Divisional performance Q4 2002
The Power Technology Products and Automation Technology Products divisions serve their customers through external channel partners and ABB's end-user divisions. More customers are being served directly by channel partners such as wholesalers, systems integrators and distributors. Orders, revenues and earnings associated with these customers are accordingly no longer reflected in the end-user divisions.
As a result, in the end-user divisions, orders and revenues from these "pull-through" products are decreasing correspondingly. Unless otherwise stated, there is no material impact on the EBIT of the end-user divisions. Overall, there is no impact on the Group's consolidated results, since the pull-through effects are offset by reduced internal eliminations (currently presented in Corporate). There is no impact on the product divisions, since for them it remains a sale to the same customer whether products are sold via external channel partners or internal end-user divisions.
For all figures except for EBIT margins, comments refer to the fourth quarter results expressed in local currencies. EBIT excluding capital gains is shown only if the aggregate of such gains for the division is material (in any case, if capital gains represent more than 10 percent of divisional EBIT).
Orders dropped by 52 percent compared to the fourth quarter of 2001, mainly due to weak demand in the Americas and delays of some large project awards into 2003. Europe was mixed. A more selective bidding approach to secure future earnings quality also influenced order levels. Orders were down 38 percent, excluding product sales handled via channel partners.
Revenues were 25 percent lower. Excluding the pull-through effect, revenues decreased by 6 percent.
EBIT for the quarter was negative and the EBIT margin for the underlying operational performance (excluding pull-through, restructuring, capital gains in 2001 and 2002, and non-recurring amortization) decreased to 0.6 percent from 3.8 percent. The lower earnings were mainly due to the execution of low-margin systems projects (pre-2001) in Utility Power Systems. Steps have since been taken to improve project management and support higher project margins. In the fourth quarter, Utilities reported a capital gain of US$ 7 million.
In spite of weak markets, orders increased slightly, driven by demand in two business areas: Petroleum, Chemical and Life Sciences, and Paper Printing, Metals and Minerals. Excluding product sales now handled via channel partners, orders increased by 32 percent.
Revenues were 10 percent lower but up 8 percent excluding the pull-through effect. Revenues were down except in the Petroleum, Chemical and Life Sciences business area.
EBIT decreased primarily as a result of lower revenues and one-time charges. The EBIT margin for the underlying operational performance (excluding restructuring, capital gains, non-recurring amortization and one-time charges) increased from 5.3 percent to 5.8 percent.

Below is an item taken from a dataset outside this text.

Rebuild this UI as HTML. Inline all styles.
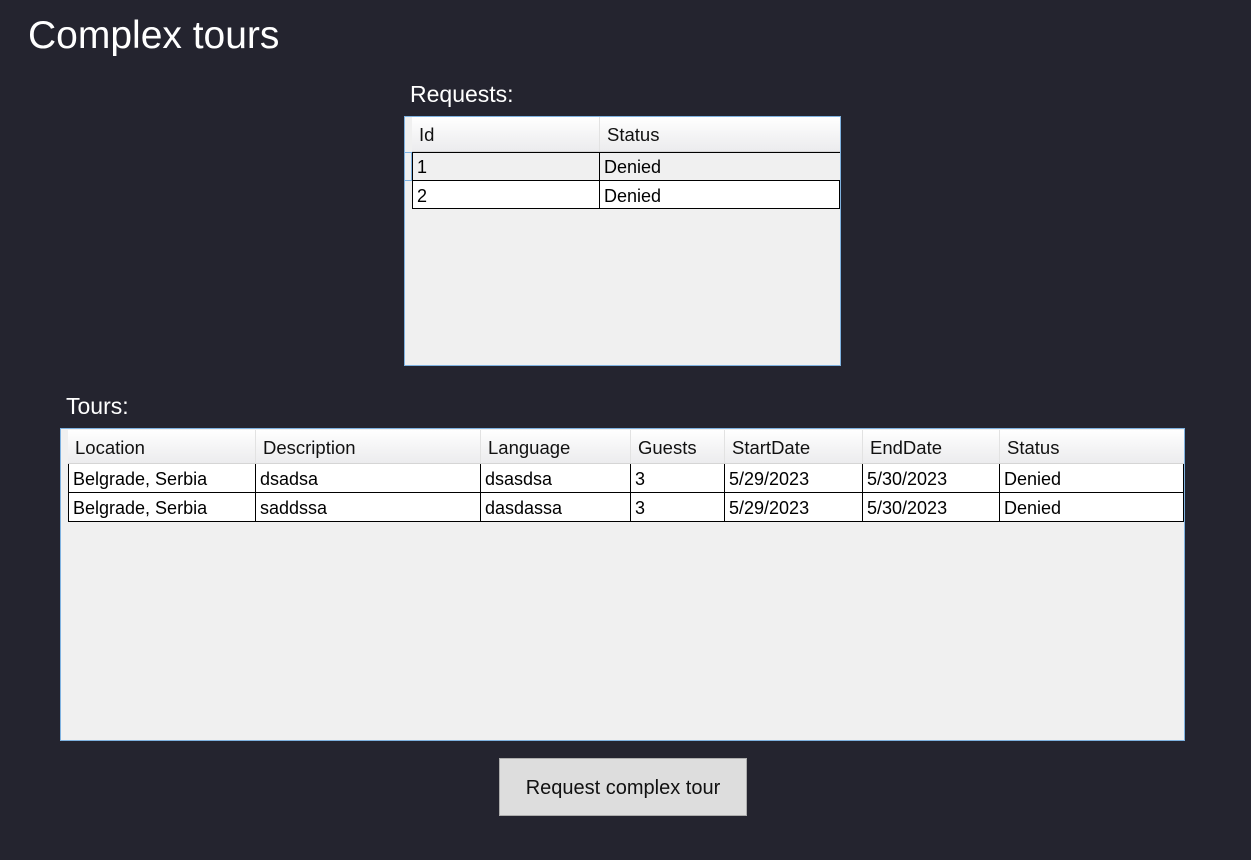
<!DOCTYPE html>
<html><head><meta charset="utf-8"><style>
*{margin:0;padding:0;box-sizing:border-box}
body{width:1251px;height:860px;background:#24242f;font-family:"Liberation Sans","DejaVu Sans",sans-serif;position:relative;overflow:hidden}
.a{position:absolute;white-space:nowrap}
.t{color:#fff}
.box{position:absolute;background:#f0f0f0;border:1px solid #7fb2e0}
.hdr{position:absolute;background:linear-gradient(#ffffff,#f3f3f4 60%,#ececee);border-bottom:1px solid #d5d5d5;font-size:18.5px;color:#111}
.hc{position:absolute;top:0;height:100%;border-left:1px solid #e2e2e2;padding-left:7px;line-height:35px}
.row{position:absolute;border-bottom:1px solid #000;font-size:18px;color:#000}
.c{position:absolute;top:0;height:100%;border-left:1px solid #000;padding-left:4px;line-height:30px}
</style></head><body>
<div class="a t" style="left:28px;top:14px;font-size:39px">Complex tours</div>
<div class="a t" style="left:410px;top:81px;font-size:23px">Requests:</div>
<div class="box" style="left:404px;top:116px;width:437px;height:250px">
  <div class="hdr" style="left:7px;top:0;width:428px;height:35px">
    <div class="hc" style="left:0;width:188px;border-left:none">Id</div>
    <div class="hc" style="left:187px;width:241px">Status</div>
  </div>
  <div class="row" style="left:7px;top:35px;width:428px;height:29px;background:#f0f0f0;border-top:1px solid #000">
    <div class="c" style="left:0;border-left:1px solid #000;line-height:28px">1</div><div class="c" style="left:187px;line-height:28px">Denied</div>
  </div>
  <div class="row" style="left:7px;top:64px;width:428px;height:28px;background:#fff;border-right:1px solid #000">
    <div class="c" style="left:0">2</div><div class="c" style="left:187px">Denied</div>
  </div>
  <div class="a" style="left:0;top:35px;width:7px;height:29px;border:1px solid #7fb2e0;border-left:none;background:#f0f0f0"></div>
</div>
<div class="a t" style="left:66px;top:393px;font-size:23px">Tours:</div>
<div class="box" style="left:60px;top:428px;width:1125px;height:313px">
  <div class="hdr" style="left:7px;top:1px;width:1116px;height:34px">
    <div class="hc" style="left:0;border-left:none">Location</div>
    <div class="hc" style="left:187px">Description</div>
    <div class="hc" style="left:412px">Language</div>
    <div class="hc" style="left:562px">Guests</div>
    <div class="hc" style="left:656px">StartDate</div>
    <div class="hc" style="left:794px">EndDate</div>
    <div class="hc" style="left:931px">Status</div>
  </div>
  <div class="row" style="left:7px;top:35px;width:1116px;height:29px;background:#fff;border-right:1px solid #000">
    <div class="c" style="left:0">Belgrade, Serbia</div><div class="c" style="left:187px">dsadsa</div><div class="c" style="left:412px">dsasdsa</div><div class="c" style="left:562px">3</div><div class="c" style="left:656px">5/29/2023</div><div class="c" style="left:794px">5/30/2023</div><div class="c" style="left:931px">Denied</div>
  </div>
  <div class="row" style="left:7px;top:64px;width:1116px;height:29px;background:#fff;border-right:1px solid #000">
    <div class="c" style="left:0">Belgrade, Serbia</div><div class="c" style="left:187px">saddssa</div><div class="c" style="left:412px">dasdassa</div><div class="c" style="left:562px">3</div><div class="c" style="left:656px">5/29/2023</div><div class="c" style="left:794px">5/30/2023</div><div class="c" style="left:931px">Denied</div>
  </div>
</div>
<div class="a" style="left:499px;top:758px;width:248px;height:58px;background:#dddddd;border:1px solid #adadad;font-size:20px;color:#111;text-align:center;line-height:58px">Request complex tour</div>
</body></html>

Oil, Gas and Petrochemicals
Please refer to the section discontinued operations on page 18.
Power Technology Products
Orders rose by 6 percent compared to the same quarter of 2001, driven mainly by continuing strong demand in Asia, especially China. Higher demand in the Power Distribution business area also contributed to the improvement. Demand in North America was weak but stable. The European market remained mixed. Revenues in the quarter were flat.
Continuing operational improvements and productivity gains significantly lowered the cost base. As a result of this and in the absence of restructuring charges, EBIT more than doubled (up 123 percent) and the EBIT margin for the underlying operational performance (excluding restructuring, capital gains and non-recurring amortization) rose to 8.6 percent from 6.7 percent. The number of employees decreased by 9 percent (excluding acquisitions and divestments).
Automation Technology Products
Orders increased by 15 percent. All business areas contributed to the positive development. Robotics reported a double-digit increase in orders driven by demand in North America and Europe. Low-Voltage Products and Drives and Power Electronics benefited from the high demand in Asia, especially China. Overall, the American and European markets were mixed while Asia showed strong demand. The process automation market stabilized at a low level.
Revenues increased by 8 percent. Lower revenues in Control and Force Measurement and Electrical Machines were more than offset by the positive development in the other business areas.
EBIT increased by 85 percent, reflecting operational improvements and productivity gains from restructuring. The number of employees decreased by 6 percent (excluding acquisitions and divestments). The EBIT margin for the underlying operational performance (excluding restructuring, capital gains and non-recurring amortization) increased from 7.6 percent to 9.5 percent.
ABB divested a large part of its Financial Services division in 2002. In addition, ABB has announced its intention to divest other financial business activities. Therefore, the Financial Services division has been wound down and its results will no longer be separately reported. The fourth quarter 2002 results from the part of Structured Finance sold to GE Commercial Finance can be found in the breakdown of items for discontinued operations on page 19. The EBIT for the remainder of Structured Finance, as well as Equity Ventures and Insurance is shown in Non-core activities, also on page 19.